Microsoft is set to report earnings for its fiscal fourth quarter and the full 2020 fiscal year earnings after market close on Wednesday.
Here’s what Wall Street is expecting from Microsoft for Q4 2020, according to FactSet:
- Revenue: $36.43 billion.
- Earnings: $1.36 per share on a GAAP basis
Microsoft typically makes its most significant changes around the time it transitions to a new fiscal year on July 1, and Wednesday’s earnings release should shed some light on what’s to come. Meanwhile, analysts expect Microsoft will report typically strong results, driven mostly by the company’s cloud business.
While the pandemic has created challenges for many companies, including the smaller partners Microsoft relies on to sell its software and services, the shift to remote work has been a boost to the overall company, as users turn to products like the Microsoft Teams chat app and the Microsoft Azure cloud. Wednesday’s earnings release will give insight into Microsoft’s position in the space.

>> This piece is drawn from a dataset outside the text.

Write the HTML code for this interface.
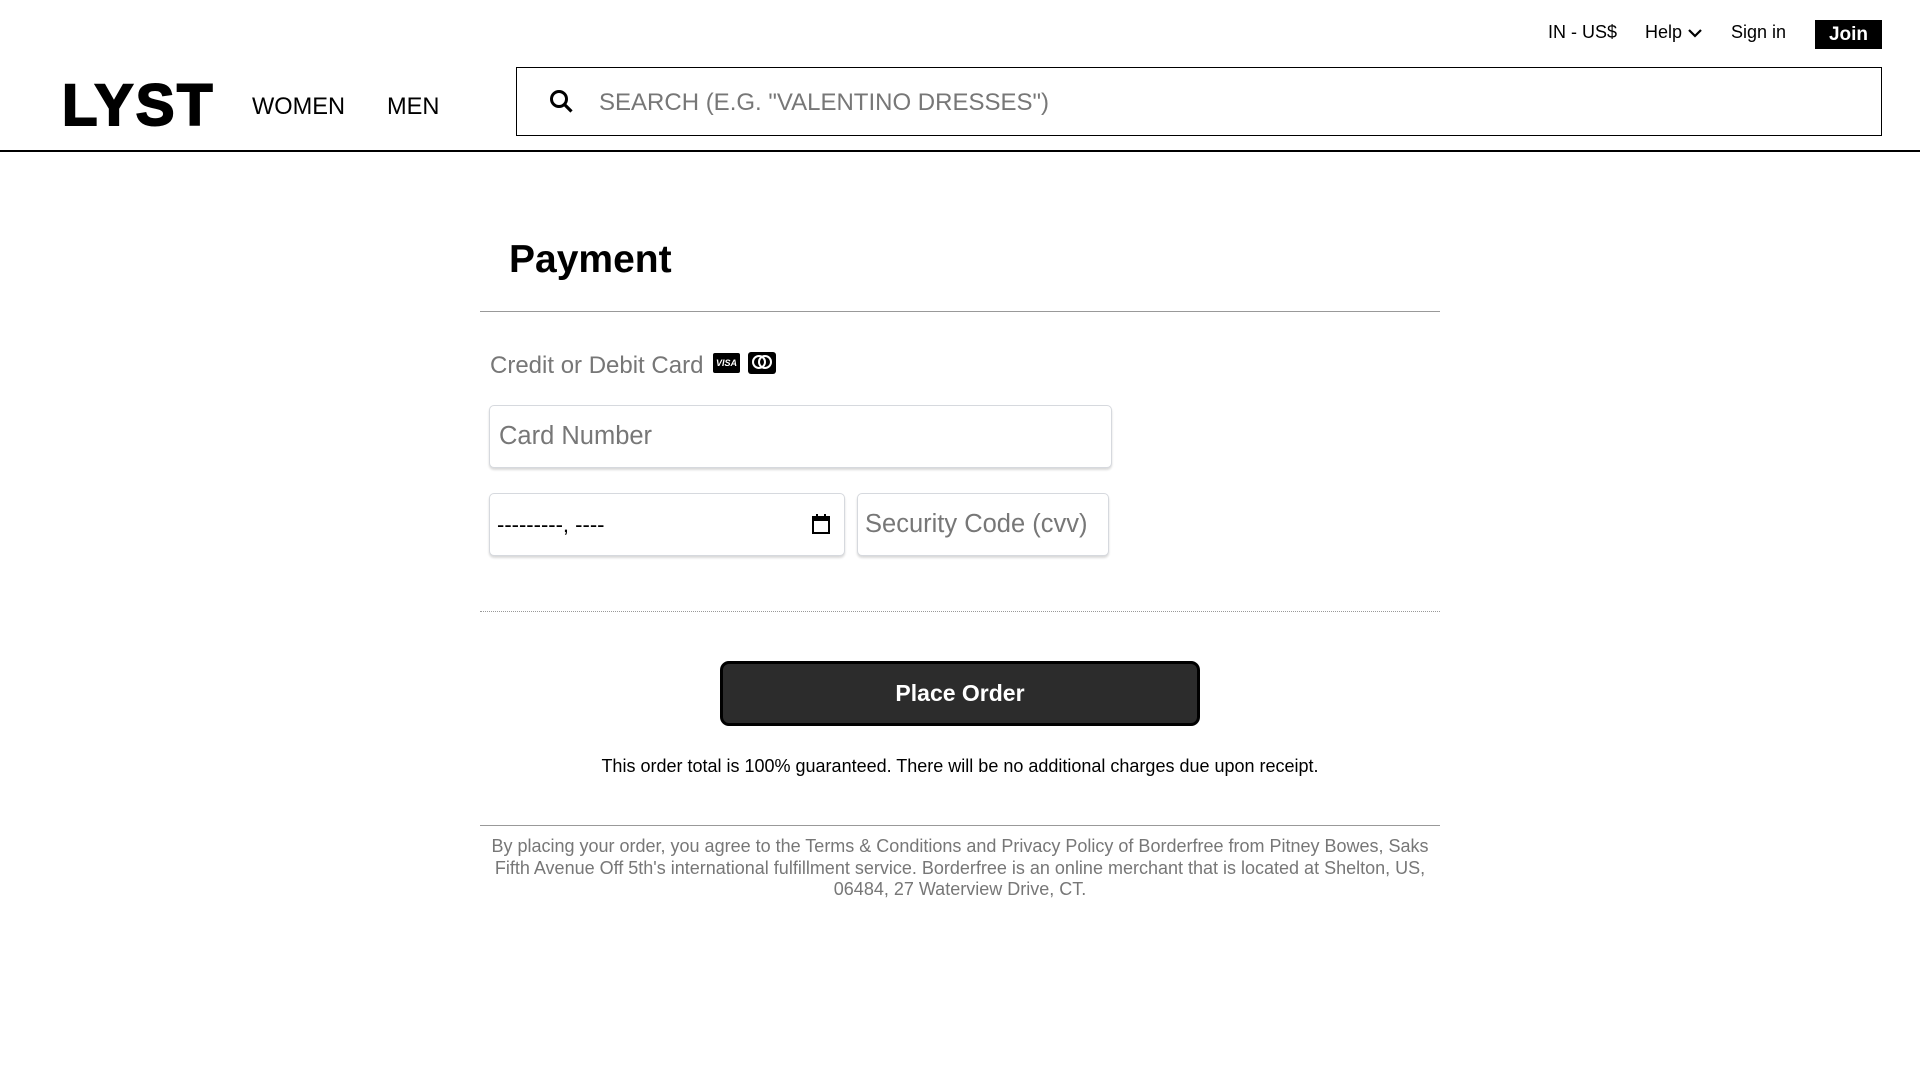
<!DOCTYPE html>
<html><head><meta charset="utf-8"><style>
*{margin:0;padding:0;box-sizing:border-box}
body{width:1920px;height:1080px;background:#fff;font-family:"Liberation Sans",Arial,sans-serif;position:relative;overflow:hidden;color:#000}
.a{position:absolute;white-space:nowrap}
.inp{position:absolute;border:1px solid #d6d9de;border-radius:5px;box-shadow:0 2px 2px rgba(0,0,0,.15);background:#fff}
</style></head><body>
<div class="a" style="left:1548px;top:22px;font-size:18px">IN - US$</div>
<div class="a" style="left:1645px;top:22px;font-size:18px">Help <svg width="16" height="12" viewBox="0 0 16 12" style="vertical-align:middle"><path d="M2 3l6 6 6-6" fill="none" stroke="#000" stroke-width="2.2"/></svg></div>
<div class="a" style="left:1731px;top:22px;font-size:18px">Sign in</div>
<div class="a" style="left:1815px;top:20px;width:67px;height:29px;background:#000;color:#fff;font-weight:bold;font-size:19px;text-align:center;line-height:29px">Join</div>
<div class="a" style="left:62px;top:76px;font-size:58px;font-weight:900;letter-spacing:2.5px;line-height:60px;-webkit-text-stroke:2px #000">LYST</div>
<div class="a" style="left:252px;top:94px;font-size:23.6px">WOMEN</div>
<div class="a" style="left:387px;top:94px;font-size:23.6px">MEN</div>
<div class="a" style="left:516px;top:67px;width:1366px;height:69px;border:1.5px solid #000"></div>
<svg class="a" style="left:549px;top:89px" width="26" height="26" viewBox="0 0 26 26"><circle cx="10" cy="10" r="7.5" fill="none" stroke="#000" stroke-width="3"/><path d="M15.5 15.5l7 7" stroke="#000" stroke-width="3.2"/></svg>
<div class="a" style="left:599px;top:89px;font-size:24px;color:#777">SEARCH (E.G. "VALENTINO DRESSES")</div>
<div class="a" style="left:0;top:150px;width:1920px;height:2px;background:#000"></div>
<div class="a" style="left:509px;top:238px;font-size:39px;font-weight:bold">Payment</div>
<div class="a" style="left:480px;top:311px;width:960px;height:1px;background:#999"></div>
<div class="a" style="left:490px;top:352px;font-size:24px;color:#777">Credit or Debit Card</div>
<div class="a" style="left:713px;top:353px;width:27px;height:20px;background:#000;border-radius:2px;color:#fff;font-size:9px;font-weight:bold;font-style:italic;text-align:center;line-height:20px">VISA</div>
<div class="a" style="left:748px;top:352px;width:28px;height:22px;background:#000;border-radius:3px"><svg width="28" height="22"><circle cx="11" cy="10" r="6" fill="none" stroke="#fff" stroke-width="2"/><circle cx="17" cy="10" r="6" fill="none" stroke="#fff" stroke-width="2"/></svg></div>
<div class="inp" style="left:489px;top:405px;width:623px;height:63px"></div>
<div class="a" style="left:499px;top:422px;font-size:25.5px;color:#777">Card Number</div>
<div class="inp" style="left:489px;top:493px;width:356px;height:63px"></div>
<div class="a" style="left:497px;top:512px;font-size:22px;color:#000">---------, ----</div>
<svg class="a" style="left:811px;top:513px" width="20" height="22" viewBox="0 0 20 22"><rect x="2" y="4" width="16" height="16" fill="none" stroke="#000" stroke-width="2"/><rect x="2" y="4" width="16" height="4" fill="#000"/><path d="M6 1v4M14 1v4" stroke="#000" stroke-width="2"/></svg>
<div class="inp" style="left:857px;top:493px;width:252px;height:63px"></div>
<div class="a" style="left:865px;top:510px;font-size:25.5px;color:#777">Security Code (cvv)</div>
<div class="a" style="left:480px;top:611px;width:960px;border-top:1px dotted #999"></div>
<div class="a" style="left:720px;top:661px;width:480px;height:65px;background:#2c2c2c;border:3px solid #000;border-radius:9px;color:#fff;font-weight:bold;font-size:23px;text-align:center;line-height:59px">Place Order</div>
<div class="a" style="left:480px;top:756px;width:960px;text-align:center;font-size:18px">This order total is 100% guaranteed. There will be no additional charges due upon receipt.</div>
<div class="a" style="left:480px;top:825px;width:960px;height:1px;background:#999"></div>
<div class="a" style="left:488px;top:836px;width:944px;white-space:normal;text-align:center;font-size:18px;line-height:21.5px;color:#777">By placing your order, you agree to the Terms &amp; Conditions and Privacy Policy of Borderfree from Pitney Bowes, Saks Fifth Avenue Off 5th's international fulfillment service. Borderfree is an online merchant that is located at Shelton, US, 06484, 27 Waterview Drive, CT.</div>
</body></html>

The earnings report may also reveal more about the extent of recent cuts within the company. Microsoft last week cut a small number of jobs as it transitioned to the new fiscal year. One person familiar with the situation told Business Insider the cuts affected less than 1,000 jobs. Microsoft’s professional social network subsidiary LinkedIn on Tuesday announced plans to cut an additional 960 jobs.
Microsoft also made significant changes last month by announcing plans to shut down its video game streaming service would be shut down and plans to close of most of its retail stores. Microsoft has already said the retail store plans will result in a $450 million charge, but it’s unclear how the unwinding of Mixer may have affected the company’s financials.
Those moves, analysts say, signal CEO Satya Nadella’s strategy to ruthlessly prioritize Microsoft’s strengths and cut its losses in other areas. Analysts will be watching Wednesday’s earnings for signs about where the company may be planning further cuts.